Consequently, maintaining CRM data requires a company to augment its database with a business-intelligence provider’s tools to protect their marketing initiatives. This is a foundation most marketers already have; in our study, 62% of marketers said they cleanse their data at least once a month.

But coverage isn’t all about “marketing insurance.” Believe it or not, data can lead to exciting opportunities to drive real-time and future success–as long as it’s accessible.

Accessibility
Respondents to our study listed “integrating data across platforms” as the second biggest challenge to achieving data-driven marketing success in 2016. Again, this is not a revelation. Disparate software suites very rarely play well with one another. A data point in a company’s email service provider may not speak the same language as the content management system powering its website.

To take advantage of data’s potential outside cleansing a CRM, marketing professionals should look for how flexible business-intelligence vendors are regarding accessibility. This is critical because having all prospect and account information at your fingertips offers opportunities to optimize results in two areas:

•  Lead generation: Best-in-class business-intelligence vendors can integrate their data coverage into marketing automation software, allowing marketing teams to reduce the fields required in Web forms to just one, for an email address. The rest of the information can be autofilled into your CRM system.

• Customer experience: Not only will this capability dramatically increase conversion rates, but organizations also can tailor follow-up messaging based on the converted lead’s details regarding demographics (management level, job function, etc.) and firmographics (company size, revenue, etc.) –all without ever having to ask for the lead’s information.

Relevance
So much of data-driven marketing hinges on properly repackaging information into digestible insights about behavior that tell marketers who a lead is, what piece of content the person engaged with, and whether sales believed the lead was qualified enough to move down the funnel.

From a practical point of view, the last KPI–qualification–is the most important success indicator, the entire end game. And, yet, with so many other puzzle pieces to manage–pairing the right channel with the right offering, copy, design, CTA–the “audience” feels ancillary, an element out of marketers’ control.

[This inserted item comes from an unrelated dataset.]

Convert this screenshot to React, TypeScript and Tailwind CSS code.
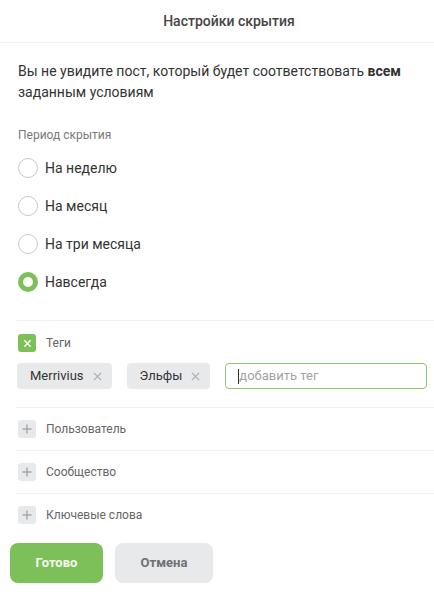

Here’s the rub: With the right tools and strategies, organizations can improve sales and marketing alignment by extending campaigns to only qualified audiences.

How?

It starts with the first two requirements, coverage and accessibility. With adequate coverage, a business-intelligence provider can automatically identify contacts who match a company’s buyer personas on an ongoing basis. Even better, with flexible accessibility, these new contacts can be moved directly into your marketing automation software.

This isn’t just about scale. It’s about relevant scale–a feat that helps marketers get more out of their campaigns, while sending along converted leads for the sales team to pursue.

None of this is to say that data is an omnipotent panacea that heals all the challenges marketing professionals face. But with so many tools and the scope of information available, its promise is not hard to achieve. Marketers just need to use the data differently.